### Information supplied:
+ + + +
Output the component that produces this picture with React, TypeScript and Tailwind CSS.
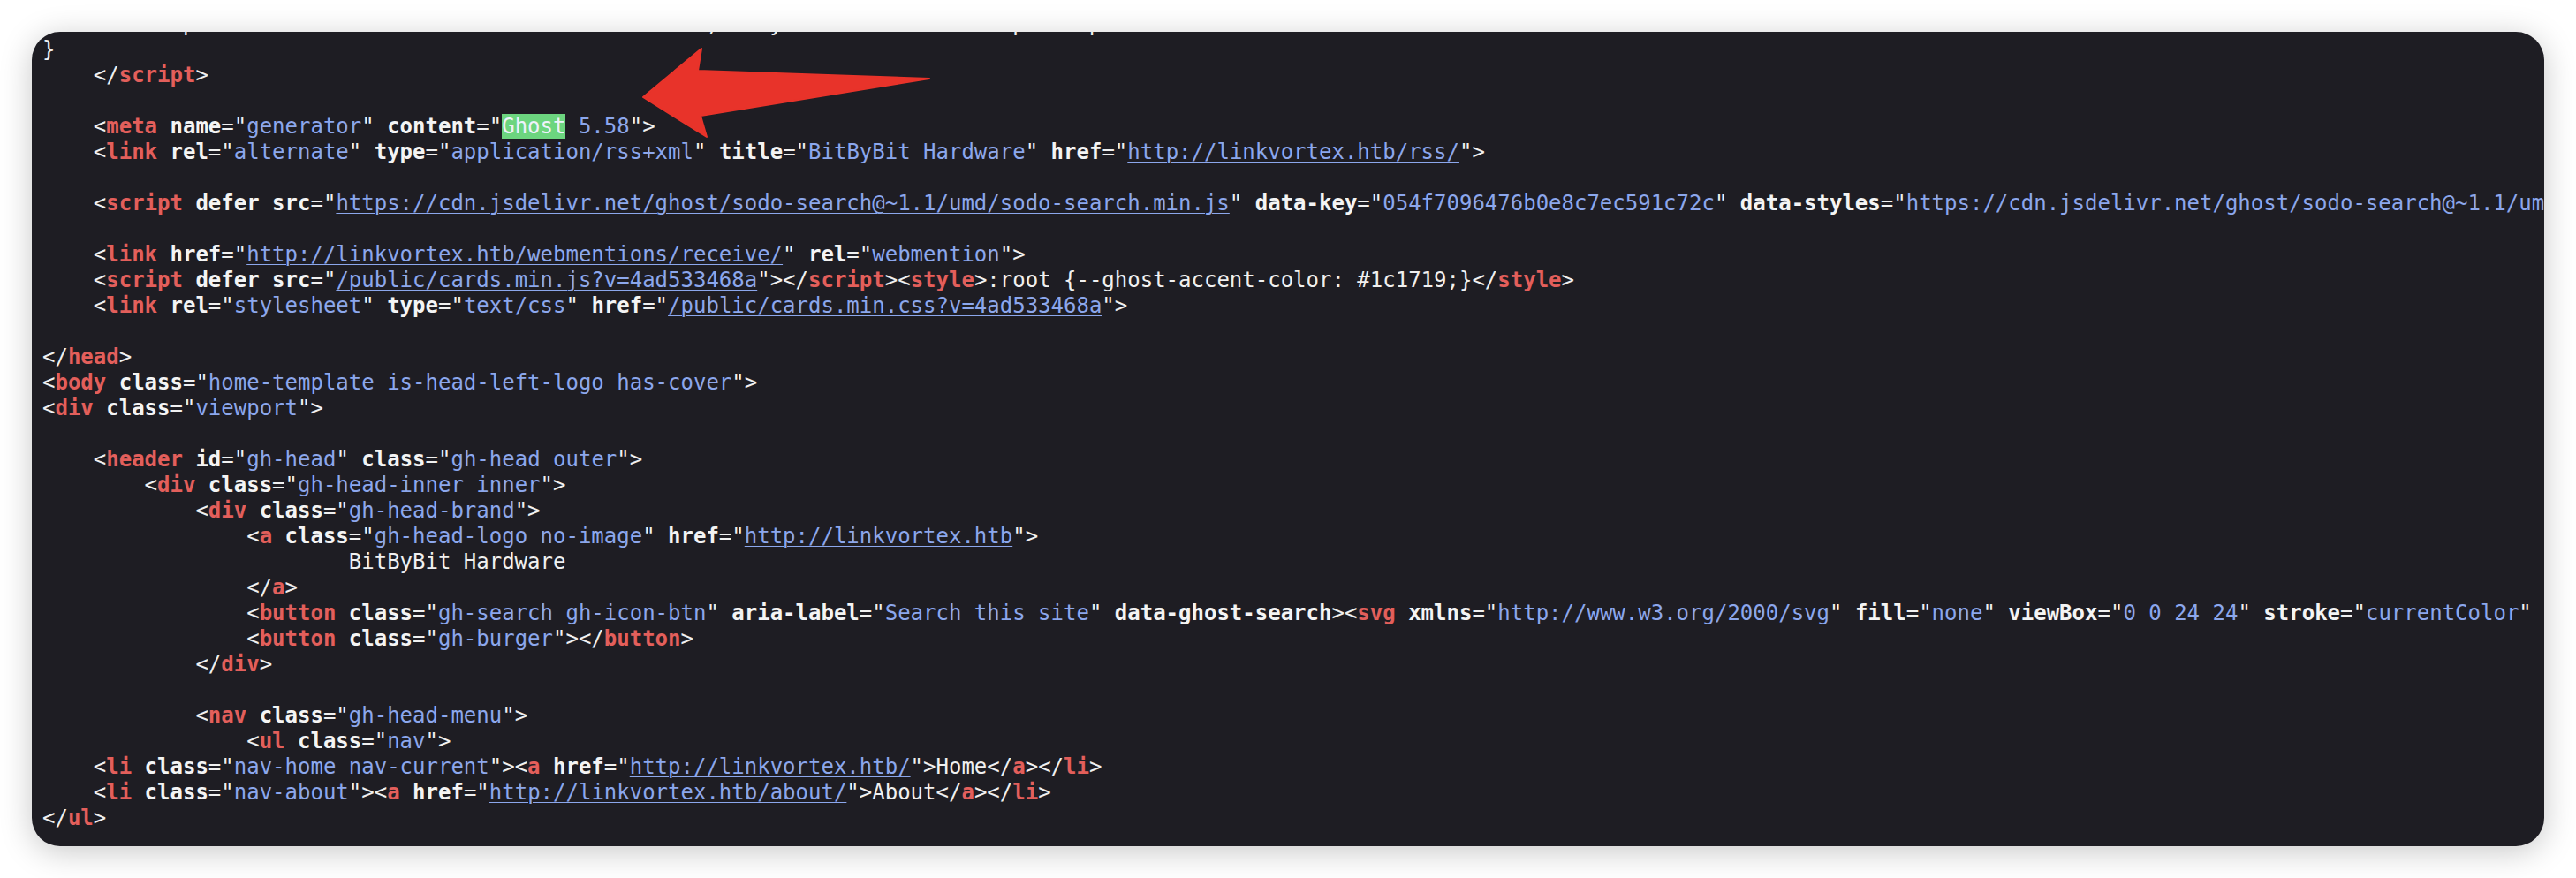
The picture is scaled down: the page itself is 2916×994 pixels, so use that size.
import React from 'react';

type Seg = { k: 'p' | 't' | 'a' | 'v' | 'u' | 'x'; s: string };

const lines = [
  '    "description": "Your trusted source for detailed, easy to understand computer parts info"',
  '}',
  '    </script>',
  '',
  '    <meta name="generator" content="Ghost 5.58">',
  '    <link rel="alternate" type="application/rss+xml" title="BitByBit Hardware" href="http://linkvortex.htb/rss/">',
  '',
  '    <script defer src="https://cdn.jsdelivr.net/ghost/sodo-search@~1.1/umd/sodo-search.min.js" data-key="054f7096476b0e8c7ec591c72c" data-styles="https://cdn.jsdelivr.net/ghost/sodo-search@~1.1/umd/main.css" crossorigin="anonymous"></script>',
  '',
  '    <link href="http://linkvortex.htb/webmentions/receive/" rel="webmention">',
  '    <script defer src="/public/cards.min.js?v=4ad533468a"></script><style>:root {--ghost-accent-color: #1c1719;}</style>',
  '    <link rel="stylesheet" type="text/css" href="/public/cards.min.css?v=4ad533468a">',
  '',
  '</head>',
  '<body class="home-template is-head-left-logo has-cover">',
  '<div class="viewport">',
  '',
  '    <header id="gh-head" class="gh-head outer">',
  '        <div class="gh-head-inner inner">',
  '            <div class="gh-head-brand">',
  '                <a class="gh-head-logo no-image" href="http://linkvortex.htb">',
  '                        BitByBit Hardware',
  '                </a>',
  '                <button class="gh-search gh-icon-btn" aria-label="Search this site" data-ghost-search><svg xmlns="http://www.w3.org/2000/svg" fill="none" viewBox="0 0 24 24" stroke="currentColor" stroke-width="2" width="20" height="20"><path stroke-linecap="round" stroke-linejoin="round" d="M21 21l-6-6m2-5a7 7 0 11-14 0 7 7 0 0114 0z"></path></svg></button>',
  '                <button class="gh-burger"></button>',
  '            </div>',
  '',
  '            <nav class="gh-head-menu">',
  '                <ul class="nav">',
  '    <li class="nav-home nav-current"><a href="http://linkvortex.htb/">Home</a></li>',
  '    <li class="nav-about"><a href="http://linkvortex.htb/about/">About</a></li>',
  '</ul>',
];

// very small html highlighter, good enough for view-source lines
function tokenize(line: string): Seg[] {
  const out: Seg[] = [];
  let i = 0;
  while (i < line.length) {
    if (line[i] === '<') {
      let j = i + 1;
      if (line[j] === '/') j++;
      out.push({ k: 'p', s: line.slice(i, j) });
      let n = j;
      while (n < line.length && /[a-zA-Z0-9]/.test(line[n])) n++;
      out.push({ k: 't', s: line.slice(j, n) });
      i = n;
      while (i < line.length && line[i] !== '>') {
        if (line[i] === ' ') {
          const s = i;
          while (line[i] === ' ') i++;
          out.push({ k: 'x', s: line.slice(s, i) });
          continue;
        }
        const s = i;
        while (i < line.length && /[^\s=>]/.test(line[i])) i++;
        const name = line.slice(s, i);
        out.push({ k: 'a', s: name });
        if (line[i] === '=') {
          out.push({ k: 'p', s: '="' });
          i += 2;
          let e = line.indexOf('"', i);
          if (e < 0) e = line.length;
          out.push({ k: name === 'href' || name === 'src' ? 'u' : 'v', s: line.slice(i, e) });
          if (e < line.length) out.push({ k: 'p', s: '"' });
          i = e + 1;
        }
      }
      if (i < line.length) {
        out.push({ k: 'p', s: '>' });
        i++;
      }
    } else {
      let e = line.indexOf('<', i);
      if (e < 0) e = line.length;
      out.push({ k: 'x', s: line.slice(i, e) });
      i = e;
    }
  }
  return out;
}

const segClass: Record<Seg['k'], string> = {
  p: 'text-[#f0f0f0]',
  t: 'text-[#e35f5b] font-bold',
  a: 'text-[#f4f4f4] font-bold',
  v: 'text-[#8ca7ec]',
  u: 'text-[#8ca7ec] underline underline-offset-[3px] decoration-1',
  x: 'text-[#f0f0f0]',
};

function Segment({ seg }: { seg: Seg }) {
  if (seg.k === 'v' && seg.s.startsWith('Ghost ')) {
    return (
      <span className={segClass.v}>
        <span className="bg-[#6cd57f] text-[#eef2fc]">Ghost</span>
        {seg.s.slice(5)}
      </span>
    );
  }
  return <span className={segClass[seg.k]}>{seg.s}</span>;
}

function Arrow() {
  return (
    <svg
      className="absolute left-[680px] top-[10px]"
      width="340"
      height="120"
      viewBox="0 0 340 120"
    >
      <polygon
        points="12,64 78,9 74,34 336,43 77,85 84,109"
        fill="#e8332a"
        stroke="#e8332a"
        strokeWidth="2"
        strokeLinejoin="round"
      />
    </svg>
  );
}

export default function App() {
  return (
    <div className="w-[2916px] h-[994px] bg-white p-9">
      <div className="relative h-full overflow-hidden rounded-[32px] bg-[#1e1d23] shadow-[0_6px_36px_rgba(0,0,0,0.22)]">
        <pre className="-mt-[23px] pl-3 font-['DejaVu_Sans_Mono',monospace] text-[24px] leading-[29px] whitespace-pre">
          {lines.map((line, idx) => (
            <div key={idx} className="h-[29px]">
              {tokenize(line).map((seg, j) => (
                <Segment key={j} seg={seg} />
              ))}
            </div>
          ))}
        </pre>
        <Arrow />
      </div>
    </div>
  );
}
+ + + +
### Exercise details:
Without the pictures, write out all of the material exactly.

### Solution:
Output the component that produces this picture with React, TypeScript and Tailwind CSS.
The picture is scaled down: the page itself is 2916×994 pixels, so use that size.
import React from 'react';

type Seg = { k: 'p' | 't' | 'a' | 'v' | 'u' | 'x'; s: string };

const lines = [
  '    "description": "Your trusted source for detailed, easy to understand computer parts info"',
  '}',
  '    </script>',
  '',
  '    <meta name="generator" content="Ghost 5.58">',
  '    <link rel="alternate" type="application/rss+xml" title="BitByBit Hardware" href="http://linkvortex.htb/rss/">',
  '',
  '    <script defer src="https://cdn.jsdelivr.net/ghost/sodo-search@~1.1/umd/sodo-search.min.js" data-key="054f7096476b0e8c7ec591c72c" data-styles="https://cdn.jsdelivr.net/ghost/sodo-search@~1.1/umd/main.css" crossorigin="anonymous"></script>',
  '',
  '    <link href="http://linkvortex.htb/webmentions/receive/" rel="webmention">',
  '    <script defer src="/public/cards.min.js?v=4ad533468a"></script><style>:root {--ghost-accent-color: #1c1719;}</style>',
  '    <link rel="stylesheet" type="text/css" href="/public/cards.min.css?v=4ad533468a">',
  '',
  '</head>',
  '<body class="home-template is-head-left-logo has-cover">',
  '<div class="viewport">',
  '',
  '    <header id="gh-head" class="gh-head outer">',
  '        <div class="gh-head-inner inner">',
  '            <div class="gh-head-brand">',
  '                <a class="gh-head-logo no-image" href="http://linkvortex.htb">',
  '                        BitByBit Hardware',
  '                </a>',
  '                <button class="gh-search gh-icon-btn" aria-label="Search this site" data-ghost-search><svg xmlns="http://www.w3.org/2000/svg" fill="none" viewBox="0 0 24 24" stroke="currentColor" stroke-width="2" width="20" height="20"><path stroke-linecap="round" stroke-linejoin="round" d="M21 21l-6-6m2-5a7 7 0 11-14 0 7 7 0 0114 0z"></path></svg></button>',
  '                <button class="gh-burger"></button>',
  '            </div>',
  '',
  '            <nav class="gh-head-menu">',
  '                <ul class="nav">',
  '    <li class="nav-home nav-current"><a href="http://linkvortex.htb/">Home</a></li>',
  '    <li class="nav-about"><a href="http://linkvortex.htb/about/">About</a></li>',
  '</ul>',
];

// very small html highlighter, good enough for view-source lines
function tokenize(line: string): Seg[] {
  const out: Seg[] = [];
  let i = 0;
  while (i < line.length) {
    if (line[i] === '<') {
      let j = i + 1;
      if (line[j] === '/') j++;
      out.push({ k: 'p', s: line.slice(i, j) });
      let n = j;
      while (n < line.length && /[a-zA-Z0-9]/.test(line[n])) n++;
      out.push({ k: 't', s: line.slice(j, n) });
      i = n;
      while (i < line.length && line[i] !== '>') {
        if (line[i] === ' ') {
          const s = i;
          while (line[i] === ' ') i++;
          out.push({ k: 'x', s: line.slice(s, i) });
          continue;
        }
        const s = i;
        while (i < line.length && /[^\s=>]/.test(line[i])) i++;
        const name = line.slice(s, i);
        out.push({ k: 'a', s: name });
        if (line[i] === '=') {
          out.push({ k: 'p', s: '="' });
          i += 2;
          let e = line.indexOf('"', i);
          if (e < 0) e = line.length;
          out.push({ k: name === 'href' || name === 'src' ? 'u' : 'v', s: line.slice(i, e) });
          if (e < line.length) out.push({ k: 'p', s: '"' });
          i = e + 1;
        }
      }
      if (i < line.length) {
        out.push({ k: 'p', s: '>' });
        i++;
      }
    } else {
      let e = line.indexOf('<', i);
      if (e < 0) e = line.length;
      out.push({ k: 'x', s: line.slice(i, e) });
      i = e;
    }
  }
  return out;
}

const segClass: Record<Seg['k'], string> = {
  p: 'text-[#f0f0f0]',
  t: 'text-[#e35f5b] font-bold',
  a: 'text-[#f4f4f4] font-bold',
  v: 'text-[#8ca7ec]',
  u: 'text-[#8ca7ec] underline underline-offset-[3px] decoration-1',
  x: 'text-[#f0f0f0]',
};

function Segment({ seg }: { seg: Seg }) {
  if (seg.k === 'v' && seg.s.startsWith('Ghost ')) {
    return (
      <span className={segClass.v}>
        <span className="bg-[#6cd57f] text-[#eef2fc]">Ghost</span>
        {seg.s.slice(5)}
      </span>
    );
  }
  return <span className={segClass[seg.k]}>{seg.s}</span>;
}

function Arrow() {
  return (
    <svg
      className="absolute left-[680px] top-[10px]"
      width="340"
      height="120"
      viewBox="0 0 340 120"
    >
      <polygon
        points="12,64 78,9 74,34 336,43 77,85 84,109"
        fill="#e8332a"
        stroke="#e8332a"
        strokeWidth="2"
        strokeLinejoin="round"
      />
    </svg>
  );
}

export default function App() {
  return (
    <div className="w-[2916px] h-[994px] bg-white p-9">
      <div className="relative h-full overflow-hidden rounded-[32px] bg-[#1e1d23] shadow-[0_6px_36px_rgba(0,0,0,0.22)]">
        <pre className="-mt-[23px] pl-3 font-['DejaVu_Sans_Mono',monospace] text-[24px] leading-[29px] whitespace-pre">
          {lines.map((line, idx) => (
            <div key={idx} className="h-[29px]">
              {tokenize(line).map((seg, j) => (
                <Segment key={j} seg={seg} />
              ))}
            </div>
          ))}
        </pre>
        <Arrow />
      </div>
    </div>
  );
}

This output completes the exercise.